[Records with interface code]
#####

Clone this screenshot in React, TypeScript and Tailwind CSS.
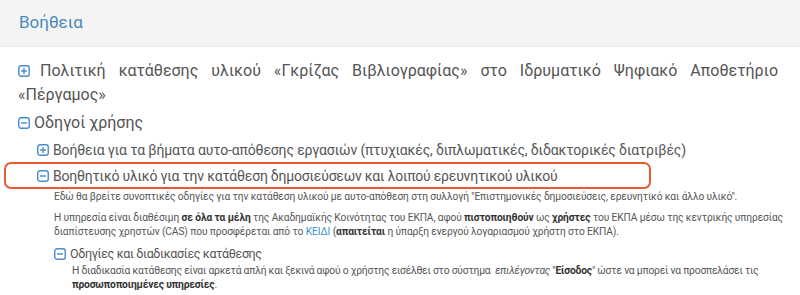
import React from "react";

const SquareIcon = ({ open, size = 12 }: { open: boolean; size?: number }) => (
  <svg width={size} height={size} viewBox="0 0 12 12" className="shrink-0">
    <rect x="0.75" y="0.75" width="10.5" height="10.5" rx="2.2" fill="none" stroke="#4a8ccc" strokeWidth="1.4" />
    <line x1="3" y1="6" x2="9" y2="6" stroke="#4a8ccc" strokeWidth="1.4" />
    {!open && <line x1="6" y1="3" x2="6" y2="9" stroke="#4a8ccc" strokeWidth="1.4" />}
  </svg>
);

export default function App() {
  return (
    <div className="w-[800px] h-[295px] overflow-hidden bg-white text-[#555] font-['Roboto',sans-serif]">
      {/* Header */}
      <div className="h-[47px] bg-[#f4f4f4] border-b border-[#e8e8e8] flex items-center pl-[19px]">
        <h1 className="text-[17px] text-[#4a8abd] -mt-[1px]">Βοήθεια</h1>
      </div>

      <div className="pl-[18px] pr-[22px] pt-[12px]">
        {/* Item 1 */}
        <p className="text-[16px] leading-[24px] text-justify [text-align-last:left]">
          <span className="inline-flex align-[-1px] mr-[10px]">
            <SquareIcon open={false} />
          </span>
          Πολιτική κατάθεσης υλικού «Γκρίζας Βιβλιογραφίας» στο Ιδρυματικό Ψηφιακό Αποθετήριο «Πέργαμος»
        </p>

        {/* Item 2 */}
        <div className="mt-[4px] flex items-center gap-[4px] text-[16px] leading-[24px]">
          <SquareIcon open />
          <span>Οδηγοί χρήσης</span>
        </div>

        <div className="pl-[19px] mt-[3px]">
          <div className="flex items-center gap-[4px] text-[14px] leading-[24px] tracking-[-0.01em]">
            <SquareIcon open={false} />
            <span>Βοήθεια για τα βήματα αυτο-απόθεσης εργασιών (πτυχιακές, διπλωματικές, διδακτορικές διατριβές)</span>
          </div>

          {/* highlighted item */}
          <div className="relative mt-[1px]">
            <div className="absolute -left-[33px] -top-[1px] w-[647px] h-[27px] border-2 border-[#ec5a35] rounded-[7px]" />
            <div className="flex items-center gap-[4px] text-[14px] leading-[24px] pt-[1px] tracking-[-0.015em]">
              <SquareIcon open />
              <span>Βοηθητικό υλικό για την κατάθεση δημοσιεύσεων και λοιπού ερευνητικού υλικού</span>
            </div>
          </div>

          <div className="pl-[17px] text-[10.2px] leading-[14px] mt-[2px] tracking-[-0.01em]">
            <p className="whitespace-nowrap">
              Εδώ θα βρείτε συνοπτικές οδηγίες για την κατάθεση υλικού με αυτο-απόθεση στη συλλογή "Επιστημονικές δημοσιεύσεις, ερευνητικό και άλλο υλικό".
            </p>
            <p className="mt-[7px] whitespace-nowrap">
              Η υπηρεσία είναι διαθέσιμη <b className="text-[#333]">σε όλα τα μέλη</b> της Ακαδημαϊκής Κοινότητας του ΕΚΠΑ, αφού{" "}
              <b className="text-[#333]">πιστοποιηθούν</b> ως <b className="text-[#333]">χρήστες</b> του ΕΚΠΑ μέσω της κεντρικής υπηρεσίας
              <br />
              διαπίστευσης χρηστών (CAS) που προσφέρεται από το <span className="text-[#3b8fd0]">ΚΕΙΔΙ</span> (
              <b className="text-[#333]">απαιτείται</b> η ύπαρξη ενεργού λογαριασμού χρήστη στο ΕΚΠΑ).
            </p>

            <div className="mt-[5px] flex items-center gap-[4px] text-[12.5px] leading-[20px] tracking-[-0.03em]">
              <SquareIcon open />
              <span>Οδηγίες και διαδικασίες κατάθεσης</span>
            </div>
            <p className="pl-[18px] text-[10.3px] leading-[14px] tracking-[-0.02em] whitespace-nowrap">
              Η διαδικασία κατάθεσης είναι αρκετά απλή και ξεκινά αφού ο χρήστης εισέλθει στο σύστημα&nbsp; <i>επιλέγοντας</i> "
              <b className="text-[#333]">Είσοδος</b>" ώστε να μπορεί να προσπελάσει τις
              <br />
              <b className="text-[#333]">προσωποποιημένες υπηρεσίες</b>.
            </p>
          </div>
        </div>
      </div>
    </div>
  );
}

#####

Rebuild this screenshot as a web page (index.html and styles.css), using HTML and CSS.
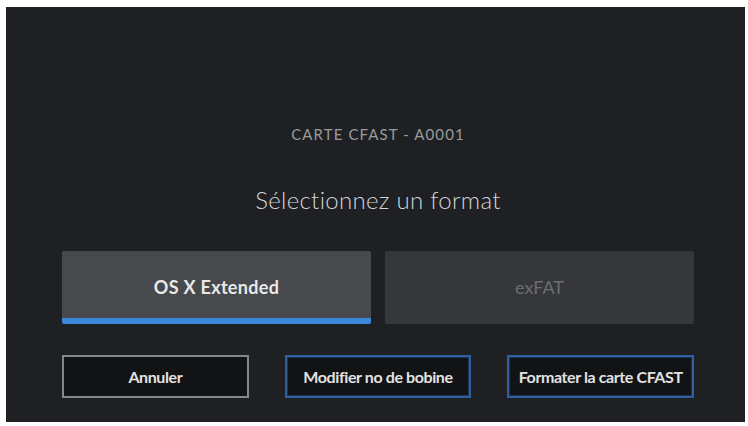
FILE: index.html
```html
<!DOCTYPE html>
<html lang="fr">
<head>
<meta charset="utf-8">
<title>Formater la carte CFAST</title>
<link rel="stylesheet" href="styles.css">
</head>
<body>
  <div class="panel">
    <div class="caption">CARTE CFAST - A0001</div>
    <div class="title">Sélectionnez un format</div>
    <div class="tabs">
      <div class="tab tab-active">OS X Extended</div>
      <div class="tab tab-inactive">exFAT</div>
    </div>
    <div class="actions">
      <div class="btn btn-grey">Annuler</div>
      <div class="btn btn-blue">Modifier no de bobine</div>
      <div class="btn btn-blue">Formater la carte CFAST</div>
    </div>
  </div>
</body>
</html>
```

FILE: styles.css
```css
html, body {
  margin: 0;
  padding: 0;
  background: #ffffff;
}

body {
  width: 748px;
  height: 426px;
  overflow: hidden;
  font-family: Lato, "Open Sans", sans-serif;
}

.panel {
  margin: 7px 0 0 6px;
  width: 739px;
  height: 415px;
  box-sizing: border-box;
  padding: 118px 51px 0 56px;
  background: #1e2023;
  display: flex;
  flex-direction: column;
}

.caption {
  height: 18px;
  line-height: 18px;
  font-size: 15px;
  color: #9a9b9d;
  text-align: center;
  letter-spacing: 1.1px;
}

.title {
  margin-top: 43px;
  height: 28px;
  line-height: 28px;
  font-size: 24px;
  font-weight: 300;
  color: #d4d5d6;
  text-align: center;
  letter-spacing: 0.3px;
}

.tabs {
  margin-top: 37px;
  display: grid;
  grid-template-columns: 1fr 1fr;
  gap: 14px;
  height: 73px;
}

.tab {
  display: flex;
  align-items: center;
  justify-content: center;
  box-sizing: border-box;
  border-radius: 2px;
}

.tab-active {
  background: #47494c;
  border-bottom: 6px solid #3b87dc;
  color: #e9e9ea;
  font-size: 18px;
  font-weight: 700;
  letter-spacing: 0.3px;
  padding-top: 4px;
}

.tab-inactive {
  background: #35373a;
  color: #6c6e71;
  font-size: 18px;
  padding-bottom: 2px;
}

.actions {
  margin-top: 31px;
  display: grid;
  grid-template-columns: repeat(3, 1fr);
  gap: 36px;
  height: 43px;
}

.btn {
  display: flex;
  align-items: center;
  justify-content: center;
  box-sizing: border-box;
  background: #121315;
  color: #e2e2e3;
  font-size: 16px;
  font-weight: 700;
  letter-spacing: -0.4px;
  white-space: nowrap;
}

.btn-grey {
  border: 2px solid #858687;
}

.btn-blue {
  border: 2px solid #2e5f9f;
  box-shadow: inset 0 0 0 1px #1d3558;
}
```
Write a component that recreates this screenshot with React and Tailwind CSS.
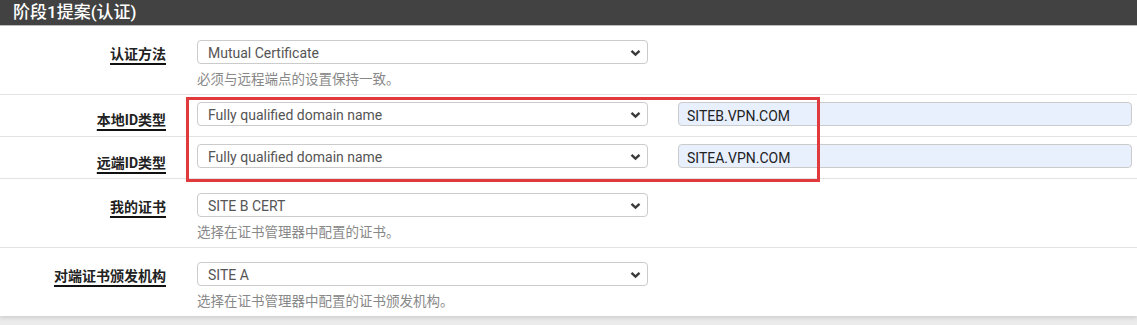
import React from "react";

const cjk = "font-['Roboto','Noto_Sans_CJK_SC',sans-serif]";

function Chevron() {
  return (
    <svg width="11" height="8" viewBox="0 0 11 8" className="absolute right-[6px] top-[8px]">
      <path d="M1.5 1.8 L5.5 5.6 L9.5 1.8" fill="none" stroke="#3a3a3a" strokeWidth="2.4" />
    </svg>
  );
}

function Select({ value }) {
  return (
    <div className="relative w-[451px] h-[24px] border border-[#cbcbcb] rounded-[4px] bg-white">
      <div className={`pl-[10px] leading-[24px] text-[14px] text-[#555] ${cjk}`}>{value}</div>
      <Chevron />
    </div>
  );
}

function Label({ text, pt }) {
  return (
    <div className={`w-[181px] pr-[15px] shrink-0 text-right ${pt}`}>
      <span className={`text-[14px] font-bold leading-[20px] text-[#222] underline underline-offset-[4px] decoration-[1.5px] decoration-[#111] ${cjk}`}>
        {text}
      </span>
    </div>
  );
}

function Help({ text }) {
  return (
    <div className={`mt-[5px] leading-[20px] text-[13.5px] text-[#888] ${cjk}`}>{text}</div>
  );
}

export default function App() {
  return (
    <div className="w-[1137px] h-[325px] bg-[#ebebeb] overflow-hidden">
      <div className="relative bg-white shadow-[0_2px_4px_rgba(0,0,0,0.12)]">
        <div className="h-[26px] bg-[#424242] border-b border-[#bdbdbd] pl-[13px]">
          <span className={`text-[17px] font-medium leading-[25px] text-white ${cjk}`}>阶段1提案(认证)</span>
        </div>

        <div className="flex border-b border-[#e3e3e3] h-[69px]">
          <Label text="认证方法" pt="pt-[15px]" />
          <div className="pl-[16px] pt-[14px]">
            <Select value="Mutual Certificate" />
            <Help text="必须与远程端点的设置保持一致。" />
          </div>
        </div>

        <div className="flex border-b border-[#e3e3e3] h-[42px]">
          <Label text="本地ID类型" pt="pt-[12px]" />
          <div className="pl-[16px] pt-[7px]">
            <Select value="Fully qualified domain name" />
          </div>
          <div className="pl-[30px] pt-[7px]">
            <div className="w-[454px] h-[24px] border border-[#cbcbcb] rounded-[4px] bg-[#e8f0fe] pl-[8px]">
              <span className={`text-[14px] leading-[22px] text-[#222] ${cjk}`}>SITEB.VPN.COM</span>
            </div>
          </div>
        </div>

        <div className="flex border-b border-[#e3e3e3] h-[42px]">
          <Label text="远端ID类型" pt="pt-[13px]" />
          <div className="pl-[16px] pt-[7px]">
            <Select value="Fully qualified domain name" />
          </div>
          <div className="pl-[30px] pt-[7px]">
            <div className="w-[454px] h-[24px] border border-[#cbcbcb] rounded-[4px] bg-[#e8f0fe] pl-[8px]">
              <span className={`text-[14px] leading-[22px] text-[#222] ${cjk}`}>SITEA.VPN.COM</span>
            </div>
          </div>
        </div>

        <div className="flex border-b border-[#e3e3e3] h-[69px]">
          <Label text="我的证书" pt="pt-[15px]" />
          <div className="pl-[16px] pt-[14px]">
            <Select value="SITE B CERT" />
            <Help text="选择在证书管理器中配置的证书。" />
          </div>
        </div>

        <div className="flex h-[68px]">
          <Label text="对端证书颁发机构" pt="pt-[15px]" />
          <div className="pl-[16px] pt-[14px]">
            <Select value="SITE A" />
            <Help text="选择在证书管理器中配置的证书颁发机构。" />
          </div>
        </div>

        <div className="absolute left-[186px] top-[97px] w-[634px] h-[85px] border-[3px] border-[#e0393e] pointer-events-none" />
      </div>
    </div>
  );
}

#####

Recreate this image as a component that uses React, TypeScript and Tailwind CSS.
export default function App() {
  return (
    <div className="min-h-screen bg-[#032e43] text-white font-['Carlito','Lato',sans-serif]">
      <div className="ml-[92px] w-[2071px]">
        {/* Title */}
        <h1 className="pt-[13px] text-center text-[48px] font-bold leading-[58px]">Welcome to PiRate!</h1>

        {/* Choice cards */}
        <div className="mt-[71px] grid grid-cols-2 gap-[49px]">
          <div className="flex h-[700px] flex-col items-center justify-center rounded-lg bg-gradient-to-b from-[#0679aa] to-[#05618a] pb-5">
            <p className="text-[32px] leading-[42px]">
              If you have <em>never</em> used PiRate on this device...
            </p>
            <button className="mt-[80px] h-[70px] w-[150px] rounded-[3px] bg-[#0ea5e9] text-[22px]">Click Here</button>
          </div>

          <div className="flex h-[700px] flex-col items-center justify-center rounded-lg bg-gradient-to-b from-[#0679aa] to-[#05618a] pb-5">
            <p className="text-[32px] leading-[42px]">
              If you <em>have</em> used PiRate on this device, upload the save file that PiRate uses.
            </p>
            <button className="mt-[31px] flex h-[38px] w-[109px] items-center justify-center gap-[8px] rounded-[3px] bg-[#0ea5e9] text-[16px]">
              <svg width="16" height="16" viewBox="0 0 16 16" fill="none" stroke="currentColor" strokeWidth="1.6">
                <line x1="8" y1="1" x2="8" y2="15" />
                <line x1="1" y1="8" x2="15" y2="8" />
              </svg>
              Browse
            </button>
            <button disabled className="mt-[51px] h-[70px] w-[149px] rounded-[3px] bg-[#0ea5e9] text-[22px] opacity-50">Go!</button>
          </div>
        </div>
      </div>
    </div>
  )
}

#####

* **TASK DETAILS**:
State how many lines above contain the string "index", with no other words.

* **FINISHED ANSWER**:
2